This customer is running Asterisk 16.23.0 (which has the STUN timeout crash fix). From what I have been told, other customers are running newer Asterisk 18.12.1 but encountered similar issues. (I haven’t had a chance to verify this)
All these customers should be running PJSIP, but I haven’t had a chance to verify.

The logs show Asterisk was reporting problems communicating with the STUN address in the rtp.conf

[02/04 00:15:03.812] NOTICE[5943] stun.c: Attempt 1 to send STUN request to ‘x.x.x.x’ timed out.
[02/04 00:15:06.812] NOTICE[5943] stun.c: Attempt 2 to send STUN request to ”x.x.x.x ‘ timed out.
[02/04 00:15:09.813] WARNING[5943] stun.c: Attempt 3 to send STUN request to ‘x.x.x.x’ timed out. Check that the server address is correct and reachable.

Until Asterisk was reset, the same pattern kept happening.

Asterisk received INVITEs Immediately sends the 100 Trying
7 seconds later, Asterisk receives a CANCEL from the SIP provider. Another half second later, Asterisk receives a second CANCEL
A second later, Asterisk receives a third CANCEL
After the third failed to send STUN request, Asterisk sends a 200 OK response for the CSeq CANCEL
Followed by a 487 Request Terminated Then a second 200 OK response for the CANCEL CSeq Then a third 200 OK response for the CANCEL CSeq

We have an AMI connection.

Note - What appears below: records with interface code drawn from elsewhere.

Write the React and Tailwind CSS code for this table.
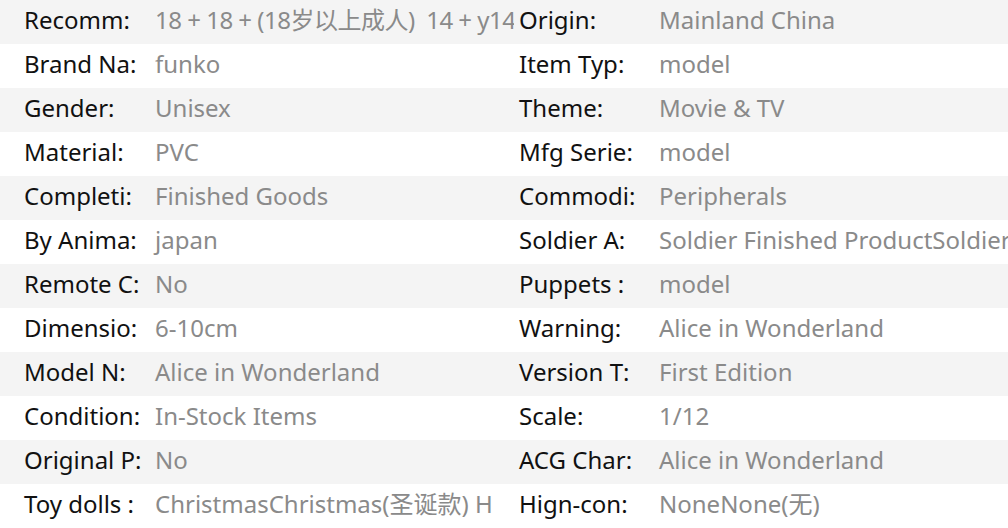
import React from "react";

const rows = [
  ["Recomm:", "18 + 18 + (18岁以上成人)  14 + y14", "Origin:", "Mainland China"],
  ["Brand Na:", "funko", "Item Typ:", "model"],
  ["Gender:", "Unisex", "Theme:", "Movie & TV"],
  ["Material:", "PVC", "Mfg Serie:", "model"],
  ["Completi:", "Finished Goods", "Commodi:", "Peripherals"],
  ["By Anima:", "japan", "Soldier A:", "Soldier Finished ProductSoldier"],
  ["Remote C:", "No", "Puppets :", "model"],
  ["Dimensio:", "6-10cm", "Warning:", "Alice in Wonderland"],
  ["Model N:", "Alice in Wonderland", "Version T:", "First Edition"],
  ["Condition:", "In-Stock Items", "Scale:", "1/12"],
  ["Original P:", "No", "ACG Char:", "Alice in Wonderland"],
  ["Toy dolls :", "ChristmasChristmas(圣诞款) H", "Hign-con:", "NoneNone(无)"],
];

export default function App() {
  return (
    <div
      className="w-[1008px] h-[528px] overflow-hidden bg-white text-[24px] leading-[40px]"
      style={{ fontFamily: '"Noto Sans", "Noto Sans CJK SC", sans-serif' }}
    >
      {rows.map((r, i) => (
        <div
          key={i}
          className={`flex h-[44px] whitespace-nowrap ${i % 2 === 0 ? "bg-[#f4f4f4]" : "bg-white"}`}
        >
          <div className="flex w-[514px] shrink-0 overflow-hidden pl-6">
            <span className="w-[131px] shrink-0 text-[#111111]">{r[0]}</span>
            <span className={`text-[#8a8a8a] ${i === 0 ? "whitespace-pre tracking-[-0.5px]" : ""}`}>{r[1]}</span>
          </div>
          <div className="flex flex-1 overflow-hidden pl-[5px]">
            <span className="w-[140px] shrink-0 text-[#111111]">{r[2]}</span>
            <span className="text-[#8a8a8a]">{r[3]}</span>
          </div>
        </div>
      ))}
    </div>
  );
}
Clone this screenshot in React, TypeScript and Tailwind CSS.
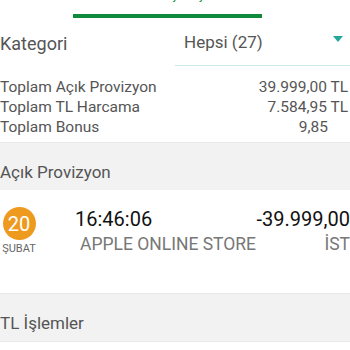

At this point, we are seeing the Newchannel event for this channel. It immediately sends various events for the Channel, including the Event: Hangup indicating the channel is ended.

63 ms later, it receives an ACK which completes the Call-ID processing.

This went on for over 8 hours. When they restarted the Asterisk box, everything was fine. I have been told, they had to restart each Asterisk we had running at AWS to resolve the failed to send to STUN error. No calls/channels would work until that was resolved.

I wonder if the STUN address lookup happens only one time and AWS DNS may have modified something during this outage/recovery?
Is there a recommendation on how to prevent this from happening?
Any thoughts?

Dan

5 thoughts on - Asterisk Rtp.conf Stunaddr Setting – What Happens If There Is An Outage

  • A quick follow-up.

    Looking at other customers running 18.12.1 who reported problems at the exact same time with AWS issue described below.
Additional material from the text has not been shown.